Per quale motivo Facebook dovrebbe sapere dove ci troviamo in ogni momento della nostra vita? Perché dovremmo concedere ad Instagram la possibilità di sapere su quali siti navighiamo? Ci sono dati che non sono collegati al funzionamento dei diversi software, che è opportuno proteggere, anche solo per spezzare il business miliardario generato dalla loro vendita.

Alcune applicazioni sostengono che negare quei consensi peggiora l’esperienza d’uso, ma non è assolutamente vero: anche negando i permessi, nella maggior parte dei casi le funzionalità della app saranno integre.

A breve, questo tema diventerà molto rilevante anche per gli utenti Android, perché con Android 13, la prossima versione del sistema operativo, alle applicazioni sarà vietato qualunque tipo di accesso ai dati.

Anche in questo caso, bisognerà prestare attenzione per qualche secondo nel momento della prima installazione, per avere piena consapevolezza sul tipo di autorizzazioni che viene concesso.

Proteggere la navigazione in internet

Un altro tema delicato è quello della navigazione in Internet: da anni le leggi europee tutelano gli utenti e quando si accede per la prima volta ad un sito Internet bisogna dare un consenso informato per l’installazione dei cookie.

Questo è un passaggio che la maggior parte degli utenti fa senza leggere quale tipo di permesso viene accordato, spesso si autorizzano anche sistemi di tracciamento che nulla hanno a che vedere con la navigazione.

Gli utenti di iPhone possono però fare affidamento su una speciale protezione del programma Safari, che impedisce il monitoraggio tra siti web: l’opzione si attiva in un modo molto semplice, andando nelle impostazioni della specifica applicazione.

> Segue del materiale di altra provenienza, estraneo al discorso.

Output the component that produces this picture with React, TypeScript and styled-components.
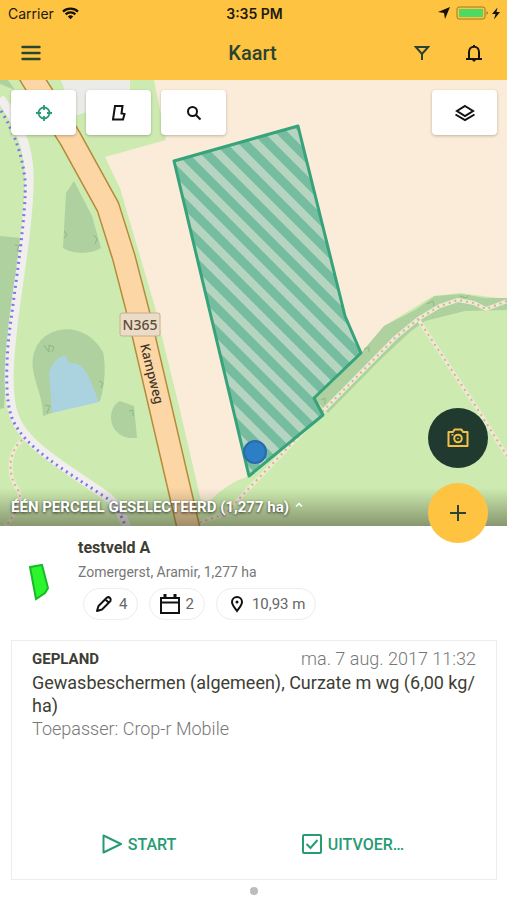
import React from "react";
import styled, { createGlobalStyle } from "styled-components";

const GlobalStyle = createGlobalStyle`
  *, *::before, *::after { box-sizing: border-box; }
  body { margin: 0; background: #fff; font-family: Roboto, sans-serif; color: #3d3d33; }
  button { font: inherit; color: inherit; border: 0; padding: 0; background: none; cursor: pointer; }
  h1, h2, p { margin: 0; }
  svg { display: block; }
`;

const Page = styled.div`
  min-height: 100vh;
  display: flex;
  flex-direction: column;
`;

const Header = styled.header`
  background: #ffc342;
`;

const StatusBar = styled.div`
  display: grid;
  grid-template-columns: 1fr auto 1fr;
  align-items: center;
  height: 26px;
  padding: 0 6px 0 8px;
  font-family: Inter, sans-serif;
  font-size: 14px;
  color: #1d1a10;
`;

const StatusGroup = styled.div<{ $end?: boolean }>`
  display: flex;
  align-items: center;
  gap: ${(p) => (p.$end ? "6px" : "8px")};
  justify-content: ${(p) => (p.$end ? "flex-end" : "flex-start")};
`;

const Clock = styled.time`
  font-weight: 600;
`;

const NavBar = styled.nav`
  display: grid;
  grid-template-columns: 1fr auto 1fr;
  align-items: center;
  height: 54px;
  padding: 0 22px 0 20px;
  color: #2b4331;
`;

const NavActions = styled.div`
  display: flex;
  justify-content: flex-end;
  gap: 30px;
`;

const Title = styled.h1`
  font-size: 20px;
  line-height: 24px;
  font-weight: 500;
`;

const IconButton = styled.button<{ $dark?: boolean }>`
  width: 22px;
  height: 24px;
  display: grid;
  place-items: center;
  color: ${(p) => (p.$dark ? "#14150e" : "#2b4331")};
`;

const MapArea = styled.section`
  position: relative;
  flex: 1;
  min-height: 320px;
  display: flex;
  flex-direction: column;
  justify-content: space-between;
`;

const MapDrawing = styled.svg`
  position: absolute;
  inset: 0;
  width: 100%;
  height: 100%;
`;

const MapTools = styled.div`
  position: relative;
  display: flex;
  gap: 10px;
  padding: 10px 10px 0 11px;
`;

const ToolButton = styled.button<{ $active?: boolean; $last?: boolean }>`
  width: 65px;
  height: 45px;
  display: grid;
  place-items: center;
  margin-left: ${(p) => (p.$last ? "auto" : "0")};
  border-radius: 4px;
  background: #fff;
  color: ${(p) => (p.$active ? "#279b74" : "#111")};
  box-shadow: 0 1px 3px rgba(0, 0, 0, 0.25);
`;

const SelectionBar = styled.button`
  position: relative;
  display: flex;
  align-items: center;
  gap: 6px;
  height: 38px;
  padding: 0 11px;
  background: linear-gradient(rgba(60, 60, 40, 0), rgba(60, 60, 40, 0.48));
  color: #fff;
  font-size: 15px;
  font-weight: 700;
  text-align: left;
  text-shadow: 0 1px 3px rgba(0, 0, 0, 0.75);
`;

const FloatingActions = styled.div`
  position: absolute;
  right: 19px;
  bottom: -17px;
  display: grid;
  gap: 15px;
`;

const FloatingButton = styled.button<{ $dark?: boolean }>`
  width: 60px;
  height: 60px;
  display: grid;
  place-items: center;
  border-radius: 50%;
  background: ${(p) => (p.$dark ? "#203a30" : "#ffc342")};
  color: ${(p) => (p.$dark ? "#f5bf45" : "#2b4331")};
`;

const Sheet = styled.main`
  padding: 10px 10px 5px 11px;
`;

const Parcel = styled.section`
  display: grid;
  grid-template-columns: 56px 1fr;
  column-gap: 11px;
  align-items: center;
`;

const ParcelShape = styled.svg`
  justify-self: center;
  margin-top: 8px;
`;

const ParcelName = styled.h2`
  font-size: 16px;
  line-height: 24px;
  font-weight: 700;
`;

const ParcelMeta = styled.p`
  font-size: 14px;
  line-height: 24px;
  color: #777;
`;

const Chips = styled.div`
  display: flex;
  gap: 11px;
  margin-top: 4px;
  padding-left: 5px;
`;

const Chip = styled.button`
  display: flex;
  align-items: center;
  gap: 5px;
  height: 32px;
  padding: 0 10px;
  border: 1px solid #ededed;
  border-radius: 16px;
  font-size: 15px;
  color: #666;

  svg { color: #111; }
`;

const Card = styled.article`
  display: flex;
  flex-direction: column;
  min-height: 240px;
  margin-top: 20px;
  padding: 6px 20px 20px;
  border: 1px solid #ececec;
`;

const CardHead = styled.div`
  display: flex;
  justify-content: space-between;
  align-items: center;
  line-height: 24px;
`;

const Status = styled.strong`
  font-size: 15px;
  font-weight: 700;
`;

const When = styled.time`
  font-size: 18px;
  font-weight: 300;
  color: #777;
`;

const Task = styled.p`
  font-size: 18px;
  line-height: 23px;
`;

const Applicator = styled.p`
  font-size: 18px;
  line-height: 24px;
  font-weight: 300;
  color: #777;
`;

const Actions = styled.div`
  display: grid;
  grid-template-columns: 1fr 1fr;
  margin-top: auto;
  padding-right: 16px;
`;

const Action = styled.button`
  display: flex;
  align-items: center;
  justify-content: center;
  gap: 6px;
  height: 30px;
  font-size: 16px;
  font-weight: 500;
  color: #279b74;
`;

const Pager = styled.div`
  display: flex;
  justify-content: center;
  padding-top: 7px;
`;

const Dot = styled.button`
  width: 8px;
  height: 8px;
  border-radius: 50%;
  background: #bcbcbc;
`;

const MAIN_ROAD = "M27 70L33 80L70 138L108 207L124 258L138 312L144 337L188 526L191 540";
const CYCLEWAY =
  "M-2 106C10 124 22 150 25 180C27 210 16 280 9 335C6 365 5 400 12 418C24 448 65 470 108 499C117 506 121 515 127 530";
const FOOTPATHS = [
  "M22 440C8 452 7 475 18 490C24 500 15 515 4 528",
  "M507 301L486 309L474 303L458 300L440 306L418 319L395 338L325 409L253 484L225 514L195 524",
  "M418 319L480 413L507 456L530 490",
];
const PARCEL = "M174 161L298 126L345 316L361 353L314 398L323 415L249 476Z";

function FieldMap() {
  return (
    <MapDrawing viewBox="0 80 507 446" preserveAspectRatio="xMidYMid slice" role="img" aria-label="Kaart met perceel">
      <defs>
        <pattern id="hatch" width="17" height="17" patternUnits="userSpaceOnUse" patternTransform="translate(178 161) rotate(45)">
          <rect width="17" height="17" fill="#b6d5c1" />
          <rect width="17" height="9" y="4" fill="#75bd9e" />
        </pattern>
      </defs>
      <rect x="-200" y="-100" width="900" height="900" fill="#cdebb0" />
      <path d="M60 78H130V97L75 116Z" fill="#ebebe8" />
      <path d="M0 80H8L15 90L0 84Z" fill="#aed19f" />
      <path d="M152 70L166 140L105 157L120 188L155 307L162 337L180 410L201 501L210 501C222 488 236 480 249 476L361 353L384 326L433 296L460 293L507 299V70Z" fill="#fbecd9" />
      <path d="M314 398L361 353L384 326L415 310L435 296L462 294L485 298L507 298V310L465 311L425 321L410 332L380 360L328 413Z" fill="#aed19f" />
      <path d="M0 236L21 238L15 290L8 340L4 408L0 409Z" fill="#aed19f" />
      <path d="M74 181L66 193L63 248C72 254 90 255 101 248L92 216Z" fill="#aed19f" />
      <path d="M43 416L84 402L100 401C105 385 106 364 103 352C91 331 70 325 53 332C37 338 31 354 33 369C35 385 43 397 43 416Z" fill="#aed19f" />
      <path d="M52 413L49 372C53 360 61 355 66 356L69 363L75 363C86 367 89 376 99 402Z" fill="#aad3df" />
      <path d="M120 401C110 406 108 422 116 431C122 438 129 438 137 438L134 406Z" fill="#aed19f" />
      <g fill="none" stroke="#8fb780">
        <path d="M44 345l5 7v-7l5 2-2 5M64 231l3 4-3 3M94 235l3 4-2 5M15 245l4 1-2 5M99 381l4 2-2 5M45 405l5 1-3 7M129 411l4-1v6M427 304l6-3 1 5M460 296l6 2 3-3M364 349l5-2v5M321 400l4-2v6" />
      </g>
      <path d="M0 98C23 128 31 155 29 190C27 240 17 285 12 335C8 370 7 400 15 418C25 446 70 470 109 498C118 506 122 515 128 530" fill="none" stroke="#f1eeee" strokeWidth="9" />
      <path d={CYCLEWAY} fill="none" stroke="#7d77e8" strokeWidth="3" strokeDasharray="2 4" />
      {FOOTPATHS.map((d) => (
        <g key={d} fill="none" strokeLinejoin="round">
          <path d={d} stroke="#e5eed0" strokeWidth="4" />
          <path d={d} stroke="#f1a295" strokeWidth="2" strokeDasharray="2 4" />
        </g>
      ))}
      <path d={MAIN_ROAD} fill="none" stroke="#b58b38" strokeWidth="24" strokeLinejoin="round" />
      <path d={MAIN_ROAD} fill="none" stroke="#fcd6a4" strokeWidth="21" strokeLinejoin="round" />
      <rect x="120" y="313" width="40" height="23" rx="2" fill="#eadcc8" stroke="#c8b08c" />
      <text x="140" y="330" textAnchor="middle" fontFamily="Noto Sans, sans-serif" fontSize="14" fontWeight="500" fill="#5c4d38">N365</text>
      <text transform="translate(140 345) rotate(76)" fontFamily="Noto Sans, sans-serif" fontSize="13" fontWeight="500" fill="#40352a">Kampweg</text>
      <path d={PARCEL} fill="url(#hatch)" stroke="#36a37b" strokeWidth="3" strokeLinejoin="round" />
      <circle cx="255" cy="452" r="11" fill="#2c7fc4" stroke="#286aaa" strokeWidth="2" />
    </MapDrawing>
  );
}

export default function App() {
  return (
    <Page>
      <GlobalStyle />
      <Header>
        <StatusBar>
          <StatusGroup>
            <span>Carrier</span>
            <svg width="17" height="13" viewBox="0 0 17 13" fill="none" stroke="#15120a" strokeWidth="2.2">
              <path d="M1 4.6C5 .6 12 .6 16 4.6M3.6 7.4C6.3 4.7 10.7 4.7 13.4 7.4" />
              <path d="M5.8 9.4C7.4 8 9.6 8 11.2 9.4L8.5 12.3Z" fill="#15120a" stroke="none" />
            </svg>
          </StatusGroup>
          <Clock>3:35 PM</Clock>
          <StatusGroup $end>
            <svg width="12" height="12" viewBox="0 0 12 12"><path d="M12 0L7 12L6 6L0 5Z" fill="#15120a" /></svg>
            <svg width="45" height="14" viewBox="0 0 45 14">
              <rect x="1" y="1" width="28" height="12" rx="2" fill="none" stroke="#a07b22" />
              <rect x="3" y="3" width="24" height="8" fill="#4cd964" />
              <path d="M30.500 5v4c2-1 2-3 0-4Z" fill="#a07b22" />
              <path d="M41.500 1.500L36 8h3.500l-1.500 5.500 6-7.500h-3.500Z" fill="#15120a" />
            </svg>
          </StatusGroup>
        </StatusBar>
        <NavBar>
          <IconButton aria-label="Menu">
            <svg width="20" height="16" viewBox="0 0 20 16" stroke="currentColor" strokeWidth="2.400" strokeLinecap="round"><path d="M1.500 2H18.500M1.500 8H18.500M1.500 14H18.500" /></svg>
          </IconButton>
          <Title>Kaart</Title>
          <NavActions>
            <IconButton aria-label="Filter">
              <svg width="16" height="16" viewBox="0 0 16 16" fill="none" stroke="currentColor" strokeWidth="2"><path d="M1.800 2H14.200L8 9ZM8 8.500V15" /></svg>
            </IconButton>
            <IconButton $dark aria-label="Meldingen">
              <svg width="18" height="18" viewBox="0 0 18 18" fill="none" stroke="currentColor" strokeWidth="2"><path d="M4 15V8C4 1 14 1 14 8V15M1 15H17M9 1V3" /><path d="M7 16h4l-2 2Z" fill="currentColor" stroke="none" /></svg>
            </IconButton>
          </NavActions>
        </NavBar>
      </Header>

      <MapArea>
        <FieldMap />
        <MapTools>
          <ToolButton $active aria-label="Mijn locatie">
            <svg width="16" height="16" viewBox="0 0 16 16" fill="none" stroke="currentColor" strokeWidth="1.800"><circle cx="8" cy="8" r="5.500" /><path d="M8 0V5M8 11V16M0 8H5M11 8H16" /></svg>
          </ToolButton>
          <ToolButton aria-label="Perceel tekenen">
            <svg width="16" height="18" viewBox="0 0 16 18" fill="none" stroke="currentColor" strokeWidth="2"><path d="M4 2H11.500L10.500 9.500L13.500 10L12 15.500H2Z" /></svg>
          </ToolButton>
          <ToolButton aria-label="Zoeken">
            <svg width="16" height="16" viewBox="0 0 16 16" fill="none" stroke="currentColor" strokeWidth="2"><circle cx="6.500" cy="6.500" r="4.500" /><path d="M9.700 9.700L14.500 14.500" /></svg>
          </ToolButton>
          <ToolButton $last aria-label="Kaartlagen">
            <svg width="22" height="18" viewBox="0 0 22 18" fill="none" stroke="currentColor" strokeWidth="2"><path d="M11 2L19 7L11 12L3 7Z" /><path d="M1.500 10.500L11 16L20.500 10.500" /></svg>
          </ToolButton>
        </MapTools>
        <SelectionBar>
          ÉÉN PERCEEL GESELECTEERD (1,277 ha)
          <svg width="8" height="10" viewBox="0 0 8 10" fill="none" stroke="#fff" strokeWidth="1.500"><path d="M1 4.500L4 1.500L7 4.500" /></svg>
        </SelectionBar>
        <FloatingActions>
          <FloatingButton $dark aria-label="Foto maken">
            <svg width="22" height="20" viewBox="0 0 22 20" fill="none" stroke="currentColor" strokeWidth="2" strokeLinejoin="round"><path d="M1.500 4H6L7.500 1.500H14.500L16 4H20.500V18H1.500Z" /><circle cx="11" cy="10.500" r="3.800" /><circle cx="11" cy="10.500" r=".6" strokeWidth="1" /><path d="M4.500 6.800H6.500" strokeWidth="1.500" /></svg>
          </FloatingButton>
          <FloatingButton aria-label="Toevoegen">
            <svg width="16" height="16" viewBox="0 0 16 16" stroke="currentColor" strokeWidth="2"><path d="M8 0V16M0 8H16" /></svg>
          </FloatingButton>
        </FloatingActions>
      </MapArea>

      <Sheet>
        <Parcel>
          <ParcelShape width="22" height="38" viewBox="0 0 22 38"><path d="M2 4L14 2L20 25L17 30L8 36Z" fill="#2cf52c" stroke="#18b92b" strokeWidth="2" /></ParcelShape>
          <div>
            <ParcelName>testveld A</ParcelName>
            <ParcelMeta>Zomergerst, Aramir, 1,277 ha</ParcelMeta>
            <Chips>
              <Chip aria-label="4 bewerkingen">
                <svg width="20" height="18" viewBox="0 0 20 18" fill="none" stroke="currentColor" strokeWidth="2" strokeLinejoin="round"><path d="M3 16L4.500 11L13 2.500Q14.500 1.500 16 3T16.500 6L8 14.500ZM11.500 4.500L14.500 7.500" /></svg>
                4
              </Chip>
              <Chip aria-label="2 taken">
                <svg width="20" height="20" viewBox="0 0 20 20" fill="none" stroke="currentColor" strokeWidth="2"><path d="M1 4H19V19H1ZM1 8.500H19" /><path d="M5 0V5M15 0V5" strokeWidth="3" /></svg>
                2
              </Chip>
              <Chip aria-label="Afstand 10,93 m">
                <svg width="20" height="18" viewBox="0 0 20 18" fill="none" stroke="currentColor" strokeWidth="2"><path d="M10 16C7 12 5 10 5 7A5 5 0 0 1 15 7C15 10 13 12 10 16Z" /><circle cx="10" cy="7" r="1.500" fill="currentColor" stroke="none" /></svg>
                10,93 m
              </Chip>
            </Chips>
          </div>
        </Parcel>

        <Card>
          <CardHead>
            <Status>GEPLAND</Status>
            <When dateTime="2017-08-07T11:32">ma. 7 aug. 2017 11:32</When>
          </CardHead>
          <Task>Gewasbeschermen (algemeen), Curzate m wg (6,00 kg/ ha)</Task>
          <Applicator>Toepasser: Crop-r Mobile</Applicator>
          <Actions>
            <Action>
              <svg width="20" height="20" viewBox="0 0 20 20" fill="none" stroke="currentColor" strokeWidth="2" strokeLinejoin="round"><path d="M1.500 1.500L19 10L1.500 18.500Z" /></svg>
              START
            </Action>
            <Action>
              <svg width="20" height="20" viewBox="0 0 20 20" fill="none" stroke="currentColor" strokeWidth="2"><rect x="1" y="1" width="18" height="18" rx="1" /><path d="M4.500 10L8.500 14L15.500 6" /></svg>
              UITVOER…
            </Action>
          </Actions>
        </Card>
        <Pager><Dot aria-label="Pagina 1" /></Pager>
      </Sheet>
    </Page>
  );
}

La privacy sul nostro smartphone viene minata anche attraverso la posta elettronica: con alcuni sistemi di tracciamento, chi ci manda e-mail può sapere quali messaggi apriamo e fino a che punto li leggiamo; non solo, perché se inoltriamo alcuni specifici messaggi, condividiamo informazioni come il nostro indirizzo IP e anche l’indirizzo e-mail del destinatario.

La protezione della posta elettronica è uno degli argomenti più delicati in assoluto e per questa ragione gli utenti di iPhone e iPad dovrebbero attivare la protezione della privacy in mail. Questo strumento, che si trova nelle impostazioni dello stesso programma “mail”, impedisce che le informazioni sui nostri comportamenti vengano condivise con terzi.

Le informazioni sulla posizione del cellulare

Un’altra informazione particolarmente delicata riguarda la posizione del nostro smartphone: molte applicazioni richiedono l’accesso alla localizzazione, anche quando non ha alcuna attinenza con il servizio fornito.

In alcuni casi viene invece richiesto il consenso per conoscere stabilmente la posizione del cellulare, mentre è utile permetterlo solo quando l’applicazione è aperta.

E’ bene sapere che le mappe di Apple hanno un approccio molto rigido per quanto riguarda la privacy, perché non viene mai stabilita una connessione tra il dispositivo e il suo proprietario. Apple sa che uno smartphone in un determinato momento è in piazza del popolo a Roma, ma non sa di chi sia.

Questo stesso principio viene utilizzato da Apple Pay per quanto riguarda lo storico delle transazioni e il tipo di oggetti che vengono acquistati. Queste informazioni non vengono memorizzate e non vengono condivise con altri soggetti. Non sarà quindi possibile il classico fenomeno per cui dopo che abbiamo acquistato un prodotto veniamo tempestati di messaggi pubblicitari che propongono l’acquisto di qualcosa di simile.

La prima difesa per la privacy è la consapevolezza

Abbiamo affrontato a più riprese il tema della privacy e della sua protezione dagli attacchi esterni, in particolare da quelli che vengono attuati sfruttando lo smartphone come porta di accesso alle informazioni sensibili.

Il sistema operativo di Apple ha fatto qualche passo in più per aiutare i suoi utenti, ma Google è pronta a colmare le distanze, con il prossimo aggiornamento di Android 13, il cui focus principale sarà proprio la privacy.

Nessuna opzione offerta dai sistemi operativi può però sostituire la consapevolezza degli utenti su questo argomento e sui rischi connessi: tendiamo spesso a pensare di non avere nulla da nascondere, che i nostri dati non contengano segreti. Se tutto questo è vero, perché il loro commercio alimenta un business da decine di miliardi? Forse è il momento di spezzare questa catena, con un solo click.